This is pretty much my dream experiment. What would happen? I so want to know. To come back after 20 years and see the society they've formed (assuming they didn't all kill each other) would be amazing.


----------



## Bote (Jun 16, 2010)

Attempt brain transplants.

Test the effects of radiation poisoning and tolerance levels of the body.

Remove brain parts bit by bit so as to see what identity and behavioral changes happen.

Experiments which attempt to increase brain mass without the loss of intelligence, whether it be genetic manipulation or surgical connections with additional synthetically bred brain tissue.

Various extreme nutritional experiments with the goal to increase brain potential.

Uhm yah Mengele is a nobody. xD


----------



## sprinkles (Feb 7, 2010)

Erase everyone's memory but leave a conspicuous artifact behind which will be found, which chronicles in pure logical language how everyone's memory was erased, and then see what happens.


----------



## clicheguevara (Jul 27, 2011)

None that I couldn't carry out within reasonable ethical boundaries just as well.


----------



## Sarin (Aug 30, 2011)

Bote said:


> Attempt brain transplants.
> 
> Test the effects of radiation poisoning and tolerance levels of the body.
> 
> ...


 
hehe

Well actually.. some data that has been gathered by Josef Mengele is still used today.
Normally, nobody would conduct the experiments he did.. but since the information became available after the war, people decided to use it because it was already done.

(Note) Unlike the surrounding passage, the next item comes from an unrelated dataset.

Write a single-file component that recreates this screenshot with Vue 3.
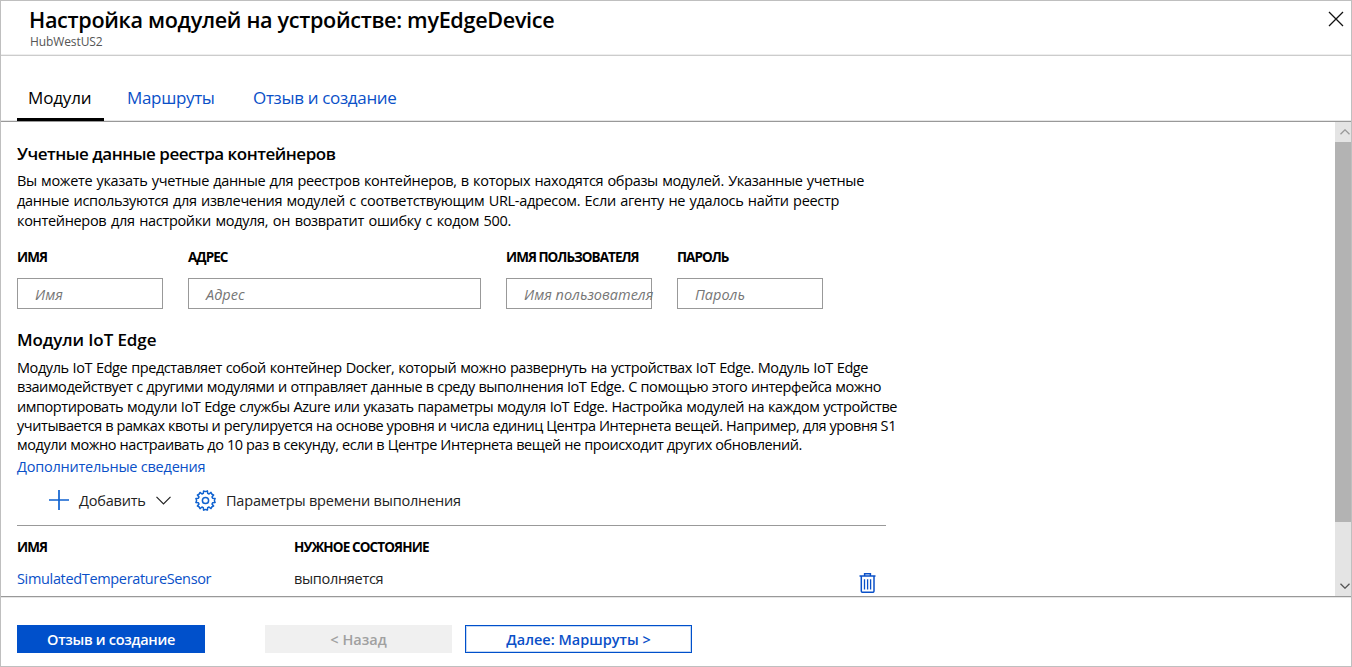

Most residual-current devices have a safetylimit based on the maximum tolerance of electric current through the human body.
That knowledge was gained by mengele.. he tested the limits of the human body by slowly increasing an electric current through it until the subject died.
Today's safetymeasures on high-voltage electrical devices are based on that knowledge.

He also did some research on hypothermia.. besides inflicting pain on humans, he wanted to find out the best way to combat hypothermia for pilots who where shot down above the North sea.
Some of that information is still used today to treat people, suffering from hypothermia.

I was wondering when the "Josef Mengele" would pop up.. 
When I started this thread, he was the first one that came to mind.


----------



## MXZCCT (May 29, 2011)

So, an expirement that would be ethically insane?

I would remove PerC from existence, and watch the chaotic aftermath with amusement.

Society would crumble.


----------